GILTI Tax: General Rule
The law essentially dictates a regular rate of return that U.S. shareholders owning 10% or more of a controlled foreign corporation (CFC) can earn on their overseas business assets without having this income subject to current U.S. taxation. GILTI imposes a tax on income earned above this regular rate of return—generally, 10%—in a similar manner to Subpart F income; that is, on a current basis on U.S. shareholders on their pro rata share of GILTI. (A CFC is any foreign corporation in which more than 50% of the total vote or value of all classes of stock is owned, directly or indirectly, by U.S. shareholders. A U.S. shareholder is a U.S person who owns, directly or indirectly, 10% or more of the voting stock in a foreign corporation.)
The GILTI tax primarily affects shareholders of CFCs with low levels of depreciable assets as compared to their income. This can include technology companies, companies with a low adjusted asset base, and service providers with significant intangible assets and low levels of fixed and depreciable assets.
Although GILTI adds to the punitive regime of Subpart F income, planning opportunities can minimize its impact.
The formula for GILTI is as follows:
GILTI = net CFC tested income − [(10% × QBAI) − Interest Expense]
More precisely, GILTI equals “net CFC tested income” (defined below), minus the shareholder’s “net deemed tangible income return” (net DTIR). The shareholder’s net DTIR equals the excess (if any) of:
- 10% of the aggregate of its pro rata share of the qualified business asset investment (QBAI) of each CFC in which it is a U.S. shareholder, over
- the amount of interest expense taken into account in determining its net CFC tested income for the year (but only to the extent that the interest expense exceeds the interest income included in CFC tested income).
Every 10% U.S. shareholder of a CFC, whether an individual or an entity, is required to include its pro rata share of GILTI in its current income in the applicable tax year. The calculation of GILTI follows three basic steps and is done in the aggregate for U.S. persons or entities with respect to the CFCs for which they are a 10% U.S. shareholder (each a “relevant CFC”):
Step 1: Calculating net tested income.
“Net tested income” is the gross income of the CFC, less allowable deductions. Gross income for this purpose excludes the following:
- Income that is effectively connected with a U.S. trade or business;
- Subpart F income (certain narrowly defined categories of income from specified activities, usually involving related parties or passive type income);
- Income that is excluded from Subpart F income because it is subject to an effective foreign income tax rate greater than 90% of the maximum U.S. corporate income tax rate;
- Dividends received from related persons; and
- Certain foreign oil and gas income.
If the allocable deductions exceed the CFC’s gross income, the CFC has a “tested loss.” If the CFC holds an interest in a partnership, net tested income includes the CFC’s distributive share of the partnership’s current year income or loss. The U.S. shareholder’s “net CFC tested income” is the amount by which the aggregate tested income of all its CFCs exceeds the aggregate tested loss of all its CFCs. If the U.S. shareholder does not wholly own the CFCs, the amount of the shareholder’s net CFC tested income is determined by taking into account only the pro rata share.

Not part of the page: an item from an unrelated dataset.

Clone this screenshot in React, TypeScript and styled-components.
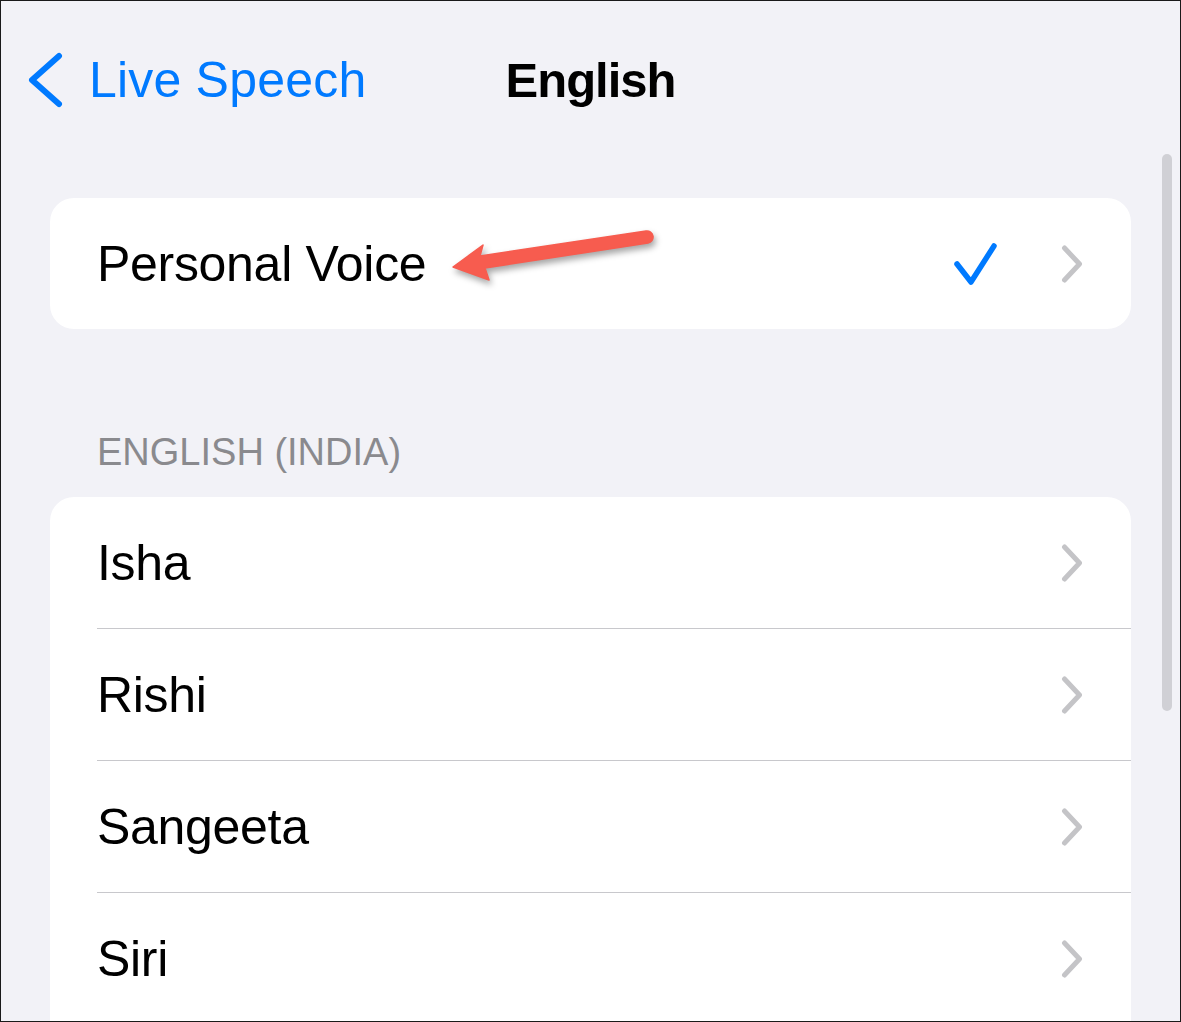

Step 2: Calculating the net deemed tangible income return (net DTIR).
A shareholder’s net DTIR is 10% of the adjusted tax basis of the QBAI, less an interest expense amount. QBAI is the CFC’s quarterly average aggregate adjusted bases of specified tangible property. Specified tangible property generally includes any tangible property used in the production of tested income (the calculation excludes assets generating tested losses), but it must be used in a trade or business of the CFC and must be depreciable under U.S. tax rules. In addition, if the CFC holds an interest in a partnership at the end of the tax year, the CFC must include its distributive share of the aggregate of the partnership’s adjusted basis in tangible property used in the partnership’s trade or business. The interest expense component of net DTIR is interest expense included in the calculation of tested income, but only to the extent that the interest income attributable to that expense is not factored into the tested income calculation.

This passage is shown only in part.